What the task requires - Look through the records below, and copy out every line that holds the string "screenshot".

-- start of Entries supplied --

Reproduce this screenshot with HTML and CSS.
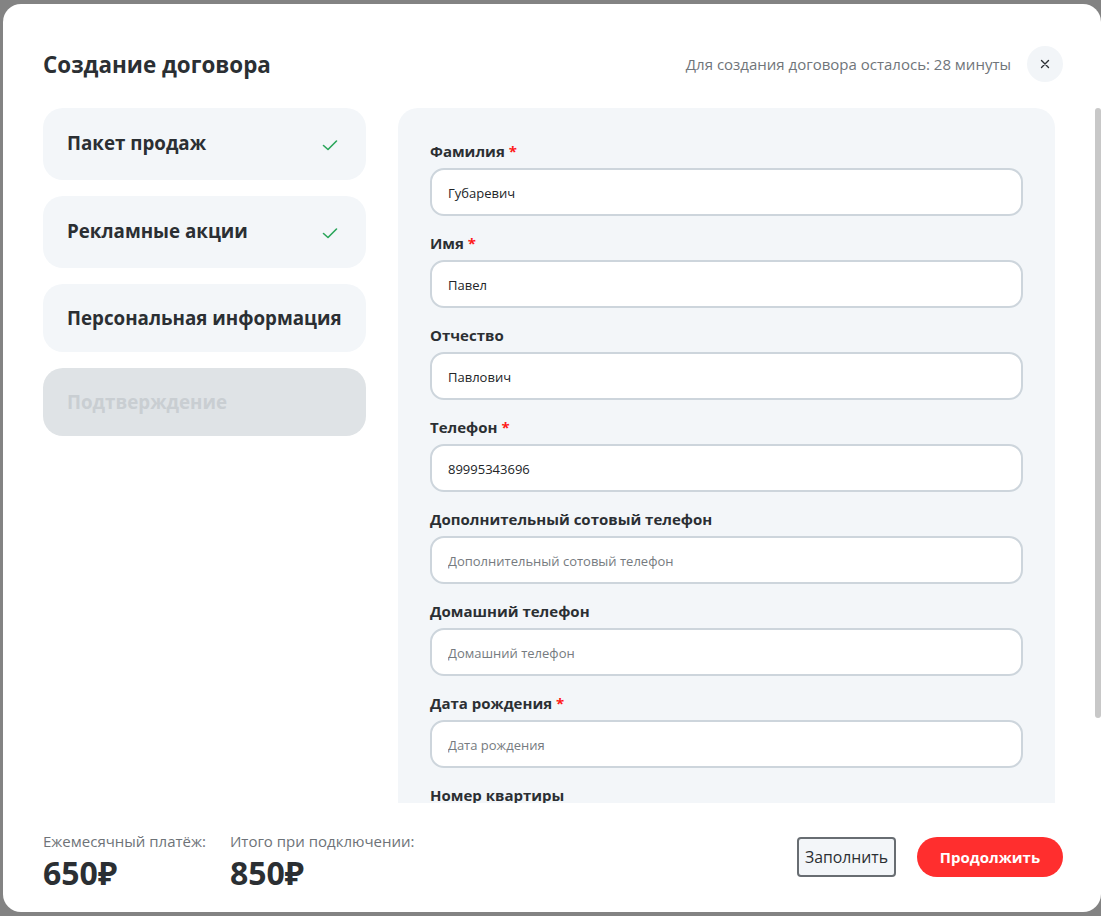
FILE: index.html
```html
<!DOCTYPE html>
<html lang="ru">
<head>
<meta charset="utf-8">
<title>Создание договора</title>
<link rel="stylesheet" href="styles.css">
</head>
<body>
<div class="modal">
  <header class="modal-header">
    <h1 class="title">Создание договора</h1>
    <div class="header-right">
      <span class="timer">Для создания договора осталось: 28 минуты</span>
      <button class="close" aria-label="Закрыть">
        <svg width="10" height="10" viewBox="0 0 10 10"><path d="M1.5 1.5 L8.5 8.5 M8.5 1.5 L1.5 8.5" stroke="#2b2f33" stroke-width="1.4" stroke-linecap="round"/></svg>
      </button>
    </div>
  </header>

  <div class="modal-body">
    <nav class="steps">
      <div class="step done"><span>Пакет продаж</span>
        <svg class="check" width="16" height="28" viewBox="0 0 16 28"><path d="M1.5 14.5 L6 18.5 L14.5 10" fill="none" stroke="#2aa55a" stroke-width="1.6" stroke-linecap="round" stroke-linejoin="round"/></svg>
      </div>
      <div class="step done"><span>Рекламные акции</span>
        <svg class="check" width="16" height="28" viewBox="0 0 16 28"><path d="M1.5 14.5 L6 18.5 L14.5 10" fill="none" stroke="#2aa55a" stroke-width="1.6" stroke-linecap="round" stroke-linejoin="round"/></svg>
      </div>
      <div class="step"><span>Персональная информация</span></div>
      <div class="step disabled"><span>Подтверждение</span></div>
    </nav>

    <div class="scroll-area">
      <form class="panel">
        <div class="field">
          <label class="label">Фамилия <span class="req">*</span></label>
          <input class="input" type="text" value="Губаревич">
        </div>
        <div class="field">
          <label class="label">Имя <span class="req">*</span></label>
          <input class="input" type="text" value="Павел">
        </div>
        <div class="field">
          <label class="label">Отчество</label>
          <input class="input" type="text" value="Павлович">
        </div>
        <div class="field">
          <label class="label">Телефон <span class="req">*</span></label>
          <input class="input" type="text" value="89995343696">
        </div>
        <div class="field">
          <label class="label">Дополнительный сотовый телефон</label>
          <input class="input" type="text" placeholder="Дополнительный сотовый телефон">
        </div>
        <div class="field">
          <label class="label">Домашний телефон</label>
          <input class="input" type="text" placeholder="Домашний телефон">
        </div>
        <div class="field">
          <label class="label">Дата рождения <span class="req">*</span></label>
          <input class="input" type="text" placeholder="Дата рождения">
        </div>
        <div class="field">
          <label class="label">Номер квартиры</label>
          <input class="input" type="text" placeholder="Номер квартиры">
        </div>
      </form>
    </div>
  </div>

  <footer class="modal-footer">
    <div class="totals">
      <div class="total">
        <div class="total-label">Ежемесячный платёж:</div>
        <div class="total-value">650₽</div>
      </div>
      <div class="total">
        <div class="total-label">Итого при подключении:</div>
        <div class="total-value">850₽</div>
      </div>
    </div>
    <div class="actions">
      <button class="btn-fill">Заполнить</button>
      <button class="btn-next">Продолжить</button>
    </div>
  </footer>

  <div class="scrollbar-thumb"></div>
</div>
</body>
</html>
```

FILE: styles.css
```css
* { box-sizing: border-box; }

html, body {
  margin: 0;
  height: 100%;
}

body {
  background: #838383;
  padding: 4px 0 0 3px;
  font-family: "Open Sans", "Noto Sans", sans-serif;
  color: #2b2f33;
  overflow: hidden;
}

.modal {
  position: relative;
  width: 1098px;
  height: 908px;
  background: #ffffff;
  border-radius: 18px;
  padding: 42px 38px 0 40px;
  display: flex;
  flex-direction: column;
  overflow: hidden;
}

.modal-header {
  display: flex;
  align-items: center;
  justify-content: space-between;
  height: 36px;
  margin-bottom: 26px;
}

.title {
  margin: 0;
  font-size: 22.4px;
  line-height: 30px;
  font-weight: 700;
  color: #2b2f33;
  padding-top: 2px;
}

.header-right {
  display: flex;
  align-items: center;
  gap: 16px;
}

.timer {
  font-size: 15px;
  color: #70757a;
  padding-bottom: 1px;
}

.close {
  width: 36px;
  height: 36px;
  border-radius: 50%;
  border: none;
  background: #f2f5f8;
  display: flex;
  align-items: center;
  justify-content: center;
  padding: 0;
}

.modal-body {
  height: 695px;
  display: grid;
  grid-template-columns: 323px 657px;
  column-gap: 32px;
  overflow: hidden;
}

.steps {
  display: flex;
  flex-direction: column;
  gap: 16px;
  align-self: start;
}

.step {
  background: #f3f6f9;
  border-radius: 20px;
  padding: 22px 28px 22px 24px;
  display: flex;
  align-items: center;
  justify-content: space-between;
  font-size: 18.75px;
  line-height: 24px;
  font-weight: 700;
  color: #2b2f33;
  white-space: nowrap;
}

.step.done { padding-top: 21px; padding-bottom: 23px; }
.step.done .check { margin-top: 2px; margin-bottom: -2px; }

.step.disabled {
  background: #dfe3e6;
  color: #c9ced2;
}

.check { display: block; }

.scroll-area {
  overflow: hidden;
}

.panel {
  background: #f3f6f9;
  border-radius: 20px 20px 0 0;
  padding: 32px 32px 32px 32px;
  display: flex;
  flex-direction: column;
  gap: 16px;
}

.field {
  display: flex;
  flex-direction: column;
}

.label {
  font-size: 15px;
  line-height: 22px;
  font-weight: 700;
  color: #2b2f33;
  margin-bottom: 6px;
}

.req {
  color: #ff1a1a;
}

.input {
  height: 48px;
  width: 100%;
  border: 2px solid #cdd5dc;
  border-radius: 14px;
  background: #ffffff;
  padding: 1px 16px 0;
  font-family: "Open Sans", "Noto Sans", sans-serif;
  font-size: 13px;
  color: #222528;
  outline: none;
}

.input::placeholder {
  color: #767b80;
}

.modal-footer {
  flex: 1;
  display: flex;
  align-items: center;
  justify-content: space-between;
  padding-bottom: 2px;
}

.totals {
  display: flex;
  gap: 24px;
  padding-top: 10px;
}

.total-label {
  font-size: 15px;
  line-height: 20px;
  color: #6e7378;
  margin-bottom: 2px;
}

.total-value {
  font-size: 32px;
  line-height: 40px;
  font-weight: 700;
  color: #2b2f33;
}

.actions {
  display: flex;
  align-items: center;
  gap: 21px;
}

.btn-fill {
  height: 40px;
  width: 99px;
  border: 2px solid #686d72;
  border-radius: 4px;
  background: #f3f6f9;
  font-family: "Open Sans", "Noto Sans", sans-serif;
  font-size: 15.8px;
  font-weight: 500;
  color: #2b2f33;
  padding: 0;
}

.btn-next {
  height: 40px;
  width: 146px;
  border: none;
  border-radius: 20px;
  background: #ff2e2e;
  font-family: "Open Sans", "Noto Sans", sans-serif;
  font-size: 15px;
  font-weight: 700;
  color: #ffffff;
  padding: 0;
}

.scrollbar-thumb {
  position: absolute;
  right: 0;
  top: 104px;
  width: 6px;
  height: 610px;
  background: #c8c8c8;
  border-radius: 3px;
}
```
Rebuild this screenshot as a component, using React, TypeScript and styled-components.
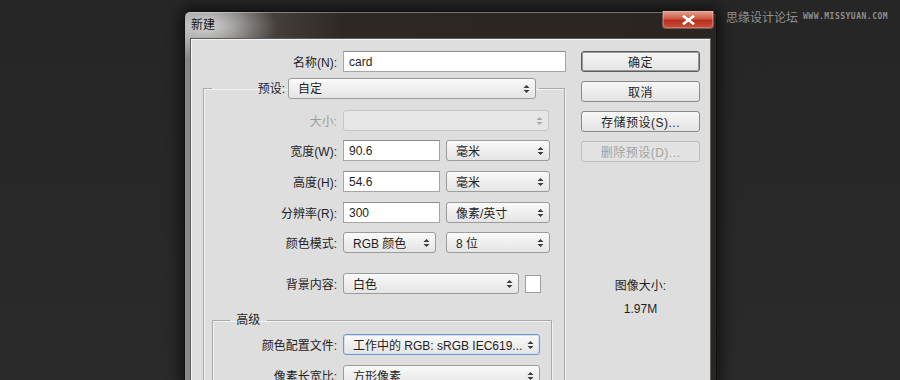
import styled, { createGlobalStyle, css } from 'styled-components'

const Global = createGlobalStyle`
  html, body { margin: 0; padding: 0; background: #282828; }
  body {
    font-family: "Liberation Sans", "Noto Sans CJK SC", sans-serif;
    font-size: 12px;
    color: #1e1e1e;
  }
`

const Screen = styled.div`
  width: 900px;
  height: 380px;
  overflow: hidden;
  display: flex;
  align-items: flex-start;
  background: linear-gradient(to bottom, #262626, #2a2a2a);
`

const Window = styled.div`
  margin: 11px 0 0 184px;
  width: 533px;
  flex: 0 0 auto;
  box-sizing: border-box;
  padding: 0 5px;
  display: flex;
  flex-direction: column;
  border: 1px solid #111;
  border-bottom: none;
  border-radius: 6px 6px 0 0;
  background:
    radial-gradient(ellipse 70px 34px at 22px 14px, rgba(215, 215, 215, 0.95), rgba(200, 200, 200, 0) 100%),
    linear-gradient(to right, #8c8a88 0, #4d4844 12%, #2e2824 30%, #2b2521 100%);
  box-shadow: 0 0 14px 4px rgba(0, 0, 0, 0.55), inset 0 1px 0 rgba(255, 255, 255, 0.35);
`

const TitleBar = styled.div`
  height: 26px;
  flex: 0 0 auto;
  display: flex;
  justify-content: space-between;
  align-items: flex-start;
`

const Title = styled.div`
  padding: 6px 0 0 1px;
  font-size: 12px;
  line-height: 14px;
  color: #141414;
`

const CloseButton = styled.div`
  width: 50px;
  height: 17px;
  margin-right: -3px;
  margin-top: -1px;
  display: flex;
  align-items: center;
  justify-content: center;
  border: 1px solid #6e5a55;
  border-top: none;
  border-radius: 0 0 4px 4px;
  background: linear-gradient(to bottom, #e3a595 0, #cf5a43 45%, #b8301f 55%, #c8503a 100%);
  box-shadow: inset 0 0 0 1px rgba(255, 200, 190, 0.35);
`

const Content = styled.div`
  display: flex;
  padding: 12px 0 40px;
  background: #dedede;
  border: 1px solid #5d5d5d;
  border-bottom: none;
  box-shadow: inset 1px 1px 0 #f4f4f4;
`

const LeftCol = styled.div`
  width: 390px;
  flex: 0 0 auto;
  display: flex;
  flex-direction: column;
`

const RightCol = styled.div`
  width: 119px;
  display: flex;
  flex-direction: column;
  gap: 9px;
`

const Row = styled.div<{ $top?: number }>`
  display: flex;
  align-items: center;
  height: 21px;
  margin-top: ${p => p.$top ?? 0}px;
`

const Label = styled.span<{ $w: number; $disabled?: boolean; $gap?: number }>`
  width: ${p => p.$w}px;
  margin-right: ${p => p.$gap ?? 6}px;
  text-align: right;
  white-space: nowrap;
  color: ${p => (p.$disabled ? '#9c9c9c' : '#1e1e1e')};
`

const TextBox = styled.div<{ $w: number }>`
  width: ${p => p.$w}px;
  height: 21px;
  box-sizing: border-box;
  padding-left: 5px;
  display: flex;
  align-items: center;
  background: #fff;
  border: 1px solid #a5a5a5;
  border-top-color: #8c8c8c;
`

const Dropdown = styled.div<{ $w: number; $disabled?: boolean; $focus?: boolean; $ml?: number }>`
  width: ${p => p.$w}px;
  height: 21px;
  margin-left: ${p => p.$ml ?? 0}px;
  box-sizing: border-box;
  padding: 0 5px 0 9px;
  display: flex;
  align-items: center;
  justify-content: space-between;
  border-radius: 3px;
  white-space: nowrap;
  border: 1px solid #9b9b9b;
  background: linear-gradient(to bottom, #fafafa 0, #efefef 50%, #e4e4e4 100%);
  ${p =>
    p.$disabled &&
    css`
      border-color: #c6c6c6;
      background: #e6e6e6;
      color: #a0a0a0;
    `}
  ${p =>
    p.$focus &&
    css`
      border-color: #6f98c8;
      box-shadow: inset 0 0 0 1px #cfe0f2;
    `}
`

const Swatch = styled.div`
  width: 16px;
  height: 18px;
  margin-left: 6px;
  box-sizing: border-box;
  background: #fff;
  border: 1px solid #9d9d9d;
`

const GroupBox = styled.fieldset<{ $ml: number; $mr: number; $top: number }>`
  margin: ${p => p.$top}px ${p => p.$mr}px 0 ${p => p.$ml}px;
  padding: 0 0 60px 0;
  min-width: 0;
  border: 1px solid #aaaaaa;
  box-shadow: 1px 1px 0 #f2f2f2, inset 1px 1px 0 #f2f2f2;
`

const Legend = styled.legend<{ $ml: number }>`
  margin-left: ${p => p.$ml}px;
  padding: 0 3px;
  line-height: 16px;
`

const LegendRow = styled.div`
  display: flex;
  align-items: center;
  height: 21px;
`

const Button = styled.div<{ $primary?: boolean; $disabled?: boolean }>`
  height: 21px;
  box-sizing: border-box;
  display: flex;
  align-items: center;
  justify-content: center;
  border-radius: 3px;
  border: 1px solid #8a8a8a;
  background: linear-gradient(to bottom, #f7f7f7 0, #ededed 50%, #e3e3e3 100%);
  letter-spacing: 0.5px;
  ${p =>
    p.$primary &&
    css`
      border-color: #5c5c5c;
      box-shadow: inset 0 0 0 1px #9a9a9a;
    `}
  ${p =>
    p.$disabled &&
    css`
      border-color: #bcbcbc;
      background: #e2e2e2;
      color: #a2a2a2;
    `}
`

const Info = styled.div`
  margin-top: 107px;
  display: flex;
  flex-direction: column;
  align-items: center;
  gap: 7px;
  line-height: 16px;
`

const Watermark = styled.div`
  margin: 8px 0 0 9px;
  display: flex;
  align-items: center;
  gap: 5px;
  color: #8e8e8e;
  white-space: nowrap;
`

const MarkCn = styled.span`
  font-family: "Noto Sans CJK SC", sans-serif;
  font-size: 12px;
`

const MarkEn = styled.span`
  font-family: "DejaVu Sans Mono", monospace;
  font-size: 8px;
  font-weight: bold;
  letter-spacing: 0.5px;
`

const Arrows = ({ disabled }: { disabled?: boolean }) => (
  <svg width="7" height="10" viewBox="0 0 7 10">
    <polygon points="0.5,4 3.5,1 6.5,4" fill={disabled ? '#a8a8a8' : '#3a3a3a'} />
    <polygon points="0.5,6 3.5,9 6.5,6" fill={disabled ? '#a8a8a8' : '#3a3a3a'} />
  </svg>
)

const Close = () => (
  <svg width="13" height="10" viewBox="0 0 13 10">
    <path d="M2 1.5 L11 8.5 M11 1.5 L2 8.5" stroke="#fff" strokeWidth="2.6" strokeLinecap="square" />
  </svg>
)

const Select = (props: {
  w: number
  text?: string
  disabled?: boolean
  focus?: boolean
  ml?: number
}) => (
  <Dropdown $w={props.w} $disabled={props.disabled} $focus={props.focus} $ml={props.ml}>
    <span>{props.text}</span>
    <Arrows disabled={props.disabled} />
  </Dropdown>
)

export default function App() {
  return (
    <>
      <Global />
      <Screen>
        <Window>
          <TitleBar>
            <Title>新建</Title>
            <CloseButton>
              <Close />
            </CloseButton>
          </TitleBar>
          <Content>
            <LeftCol>
              <Row>
                <Label $w={146}>名称(N):</Label>
                <TextBox $w={223}>card</TextBox>
              </Row>

              <GroupBox $ml={12} $mr={16} $top={6}>
                <Legend $ml={8}>
                  <LegendRow>
                    <Label $w={70} $gap={3}>预设:</Label>
                    <Select w={248} text="自定" />
                  </LegendRow>
                </Legend>

                <Row $top={11}>
                  <Label $w={133} $disabled>大小:</Label>
                  <Select w={206} disabled />
                </Row>
                <Row $top={9}>
                  <Label $w={133}>宽度(W):</Label>
                  <TextBox $w={97}>90.6</TextBox>
                  <Select w={104} text="毫米" ml={6} />
                </Row>
                <Row $top={10}>
                  <Label $w={133}>高度(H):</Label>
                  <TextBox $w={97}>54.6</TextBox>
                  <Select w={104} text="毫米" ml={6} />
                </Row>
                <Row $top={10}>
                  <Label $w={133}>分辨率(R):</Label>
                  <TextBox $w={97}>300</TextBox>
                  <Select w={104} text="像素/英寸" ml={6} />
                </Row>
                <Row $top={9}>
                  <Label $w={133}>颜色模式:</Label>
                  <Select w={93} text="RGB 颜色" />
                  <Select w={104} text="8 位" ml={10} />
                </Row>
                <Row $top={20}>
                  <Label $w={133}>背景内容:</Label>
                  <Select w={176} text="白色" />
                  <Swatch />
                </Row>

                <GroupBox $ml={8} $mr={12} $top={18}>
                  <Legend $ml={17}>&nbsp;高级&nbsp;</Legend>
                  <Row $top={6}>
                    <Label $w={124}>颜色配置文件:</Label>
                    <Select w={197} text="工作中的 RGB: sRGB IEC619..." focus />
                  </Row>
                  <Row $top={10}>
                    <Label $w={124}>像素长宽比:</Label>
                    <Select w={197} text="方形像素" />
                  </Row>
                </GroupBox>
              </GroupBox>
            </LeftCol>

            <RightCol>
              <Button $primary>确定</Button>
              <Button>取消</Button>
              <Button>存储预设(S)...</Button>
              <Button $disabled>删除预设(D)...</Button>
              <Info>
                <span>图像大小:</span>
                <span>1.97M</span>
              </Info>
            </RightCol>
          </Content>
        </Window>
        <Watermark>
          <MarkCn>思缘设计论坛</MarkCn>
          <MarkEn>WWW.MISSYUAN.COM</MarkEn>
        </Watermark>
      </Screen>
    </>
  )
}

-- end of Entries supplied --

Result of this exercise -
Reproduce this screenshot with HTML and CSS.
Rebuild this screenshot as a component, using React, TypeScript and styled-components.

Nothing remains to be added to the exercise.